**WORK INSTRUCTIONS**
The line holding "const navTabs = ['Upload', 'Heatmap', 'Sample" is the last one to output; start at the first line of the data, keep every line in between exactly, and leave out pictures.

== RAW DATA

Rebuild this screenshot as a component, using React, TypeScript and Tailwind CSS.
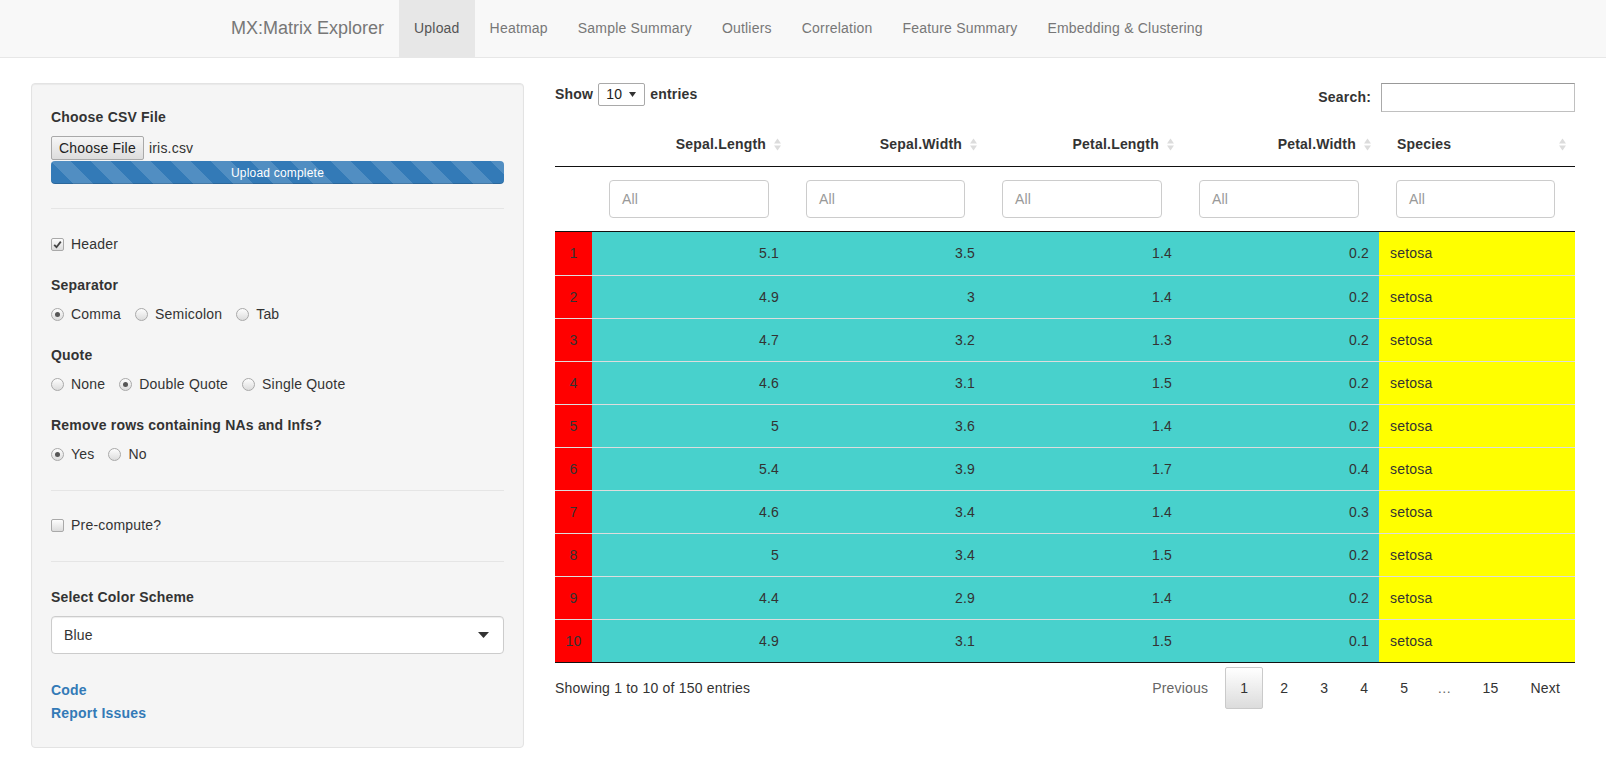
import React from 'react'

const navTabs = ['Upload', 'Heatmap', 'Sample Summary', 'Outliers', 'Correlation', 'Feature Summary', 'Embedding & Clustering']

const rows: [number, string, string, string, string, string][] = [
  [1, '5.1', '3.5', '1.4', '0.2', 'setosa'],
  [2, '4.9', '3', '1.4', '0.2', 'setosa'],
  [3, '4.7', '3.2', '1.3', '0.2', 'setosa'],
  [4, '4.6', '3.1', '1.5', '0.2', 'setosa'],
  [5, '5', '3.6', '1.4', '0.2', 'setosa'],
  [6, '5.4', '3.9', '1.7', '0.4', 'setosa'],
  [7, '4.6', '3.4', '1.4', '0.3', 'setosa'],
  [8, '5', '3.4', '1.5', '0.2', 'setosa'],
  [9, '4.4', '2.9', '1.4', '0.2', 'setosa'],
  [10, '4.9', '3.1', '1.5', '0.1', 'setosa'],
]

function Radio({ checked, label }: { checked?: boolean; label: string }) {
  return (
    <span className="flex items-center gap-[7px]">
      <span className="w-[13px] h-[13px] rounded-full border border-[#a9a9a9] bg-linear-to-b from-[#fdfdfd] to-[#dcdcdc] flex items-center justify-center">
        {checked && <span className="w-[5px] h-[5px] rounded-full bg-[#555]" />}
      </span>
      <span>{label}</span>
    </span>
  )
}

function Checkbox({ checked, label }: { checked?: boolean; label: string }) {
  return (
    <div className="flex items-center gap-[7px] h-5">
      <span className="w-[13px] h-[13px] rounded-[2px] border border-[#a9a9a9] bg-linear-to-b from-[#fdfdfd] to-[#dcdcdc] flex items-center justify-center">
        {checked && (
          <svg width="9" height="9" viewBox="0 0 9 9">
            <path d="M1.2 4.8 L3.5 7.2 L7.8 1.6" fill="none" stroke="#444" strokeWidth="1.8" />
          </svg>
        )}
      </span>
      <span>{label}</span>
    </div>
  )
}

function SortIcon() {
  return (
    <svg width="7" height="13" viewBox="0 0 7 13" className="shrink-0">
      <path d="M0 5.5 L3.5 0.5 L7 5.5 Z" fill="#dcdcdc" />
      <path d="M0 7.5 L3.5 12.5 L7 7.5 Z" fill="#dcdcdc" />
    </svg>
  )
}

const gridCols = 'grid grid-cols-[37px_197px_196px_197px_197px_196px]'

export default function App() {
  return (
    <div className="min-h-screen bg-white text-[14px] tracking-[0.2px] text-[#333] font-['Liberation_Sans',Arial,sans-serif]">
      {/* Navbar */}
      <nav className="h-[58px] bg-[#f8f8f8] border-b border-[#e7e7e7] flex pl-[216px]">
        <div className="px-[15px] flex items-center text-[18px] text-[#777] tracking-normal">MX:Matrix Explorer</div>
        {navTabs.map((t, i) => (
          <div
            key={t}
            className={
              i === 0
                ? 'px-[15px] flex items-center bg-[#e7e7e7] text-[#555]'
                : 'px-[15px] flex items-center text-[#777]'
            }
          >
            {t}
          </div>
        ))}
      </nav>

      <div className="flex pl-[31px] pt-[25px] gap-[31px] items-start">
        {/* Sidebar */}
        <div className="w-[493px] bg-[#f5f5f5] border border-[#e3e3e3] rounded-[4px] shadow-[inset_0_1px_1px_rgba(0,0,0,0.05)] px-[19px] pt-[23px] pb-[24px]">
          <div className="h-5 leading-5 font-bold">Choose CSV File</div>
          <div className="mt-[9px] h-[24px] flex items-center">
            <div className="h-[24px] px-[7px] flex items-center border border-[#a9a9a9] rounded-[2px] bg-linear-to-b from-[#f6f6f6] to-[#dddddd] text-[#222]">
              Choose File
            </div>
            <span className="ml-[5px]">iris.csv</span>
          </div>
          <div className="mt-[1px] h-[23px] rounded-[4px] bg-[#337ab7] bg-[linear-gradient(45deg,rgba(255,255,255,.15)_25%,transparent_25%,transparent_50%,rgba(255,255,255,.15)_50%,rgba(255,255,255,.15)_75%,transparent_75%,transparent)] bg-size-[40px_40px] shadow-[inset_0_-1px_0_rgba(0,0,0,0.15)] flex items-center justify-center text-white text-[12px]">
            Upload complete
          </div>
          <div className="mt-[24px] border-t border-[#e5e5e5]" />

          <div className="mt-[25px]">
            <Checkbox checked label="Header" />
          </div>

          <div className="mt-[21px] h-5 leading-5 font-bold">Separator</div>
          <div className="mt-[9px] h-5 flex items-center gap-[14px]">
            <Radio checked label="Comma" />
            <Radio label="Semicolon" />
            <Radio label="Tab" />
          </div>

          <div className="mt-[21px] h-5 leading-5 font-bold">Quote</div>
          <div className="mt-[9px] h-5 flex items-center gap-[14px]">
            <Radio label="None" />
            <Radio checked label="Double Quote" />
            <Radio label="Single Quote" />
          </div>

          <div className="mt-[21px] h-5 leading-5 font-bold">Remove rows containing NAs and Infs?</div>
          <div className="mt-[9px] h-5 flex items-center gap-[14px]">
            <Radio checked label="Yes" />
            <Radio label="No" />
          </div>

          <div className="mt-[26px] border-t border-[#e5e5e5]" />
          <div className="mt-[24px]">
            <Checkbox label="Pre-compute?" />
          </div>
          <div className="mt-[26px] border-t border-[#e5e5e5]" />

          <div className="mt-[25px] h-5 leading-5 font-bold">Select Color Scheme</div>
          <div className="mt-[9px] h-[38px] bg-white border border-[#cccccc] rounded-[4px] shadow-[inset_0_1px_1px_rgba(0,0,0,0.075)] flex items-center justify-between pl-[12px] pr-[14px]">
            <span>Blue</span>
            <svg width="11" height="6" viewBox="0 0 11 6">
              <path d="M0 0 L11 0 L5.5 6 Z" fill="#333" />
            </svg>
          </div>

          <div className="mt-[26px] h-5 leading-5 font-bold text-[#337ab7]">Code</div>
          <div className="mt-[3px] h-5 leading-5 font-bold text-[#337ab7]">Report Issues</div>
        </div>

        {/* Main table area */}
        <div className="w-[1020px]">
          <div className="flex justify-between items-start h-[29px]">
            <div className="flex items-center gap-[5px] h-[23px] font-bold">
              <span>Show</span>
              <div className="w-[47px] h-[23px] border border-[#a9a9a9] rounded-[2px] bg-white flex items-center justify-between pl-[7px] pr-[8px] font-normal text-[#222]">
                <span>10</span>
                <svg width="7" height="5" viewBox="0 0 7 5">
                  <path d="M0 0 L7 0 L3.5 5 Z" fill="#333" />
                </svg>
              </div>
              <span>entries</span>
            </div>
            <div className="flex items-center gap-[10px] h-[29px] font-bold">
              <span>Search:</span>
              <div className="w-[194px] h-[29px] border border-[#c0c0c0] border-t-[#999] border-l-[#aaa] bg-white" />
            </div>
          </div>

          {/* Header */}
          <div className={`${gridCols} mt-[10px] h-[45px] border-b border-[#111] font-bold`}>
            <div />
            {['Sepal.Length', 'Sepal.Width', 'Petal.Length', 'Petal.Width'].map((h) => (
              <div key={h} className="flex items-center justify-end gap-[8px] pr-[8px]">
                <span>{h}</span>
                <SortIcon />
              </div>
            ))}
            <div className="flex items-center justify-between pl-[18px] pr-[9px]">
              <span>Species</span>
              <SortIcon />
            </div>
          </div>

          {/* Filter row */}
          <div className={`${gridCols} h-[65px] border-b border-[#111] items-center`}>
            <div />
            {[0, 1, 2, 3, 4].map((i) => (
              <div key={i} className="pl-[17px] pr-[20px]">
                <div className="h-[38px] bg-white border border-[#cccccc] rounded-[4px] flex items-center pl-[12px] text-[#999]">
                  All
                </div>
              </div>
            ))}
          </div>

          {/* Body */}
          <div className="border-b border-[#111]">
            {rows.map((r, i) => (
              <div
                key={r[0]}
                className={`${gridCols} h-[43px] ${i > 0 ? 'border-t border-[#dddddd]' : ''}`}
              >
                <div className="bg-[#ff0000] flex items-center justify-center">{r[0]}</div>
                {[r[1], r[2], r[3], r[4]].map((v, j) => (
                  <div key={j} className="bg-[#48d1cc] flex items-center justify-end pr-[10px]">
                    {v}
                  </div>
                ))}
                <div className="bg-[#ffff00] flex items-center pl-[11px]">{r[5]}</div>
              </div>
            ))}
          </div>

          {/* Footer */}
          <div className="flex justify-between items-start">
            <div className="mt-[15px] h-5 leading-5">Showing 1 to 10 of 150 entries</div>
            <div className="mt-[4px] flex items-center">
              <span className="px-[14px] h-[42px] flex items-center text-[#666] border border-transparent">Previous</span>
              {['1', '2', '3', '4', '5'].map((p) => (
                <span
                  key={p}
                  className={
                    p === '1'
                      ? 'ml-[2px] px-[14px] h-[42px] flex items-center border border-[#cacaca] rounded-[2px] bg-linear-to-b from-white to-[#dcdcdc]'
                      : 'ml-[2px] px-[14px] h-[42px] flex items-center border border-transparent'
                  }
                >
                  {p}
                </span>
              ))}
              <span className="px-[14px] h-[42px] flex items-center text-[#666]">…</span>
              <span className="ml-[2px] px-[14px] h-[42px] flex items-center border border-transparent">15</span>
              <span className="ml-[2px] px-[14px] h-[42px] flex items-center border border-transparent">Next</span>
            </div>
          </div>
        </div>
      </div>
    </div>
  )
}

====

**EXPECTED ANSWER**
Rebuild this screenshot as a component, using React, TypeScript and Tailwind CSS.
import React from 'react'

const navTabs = ['Upload', 'Heatmap', 'Sample Summary', 'Outliers', 'Correlation', 'Feature Summary', 'Embedding & Clustering']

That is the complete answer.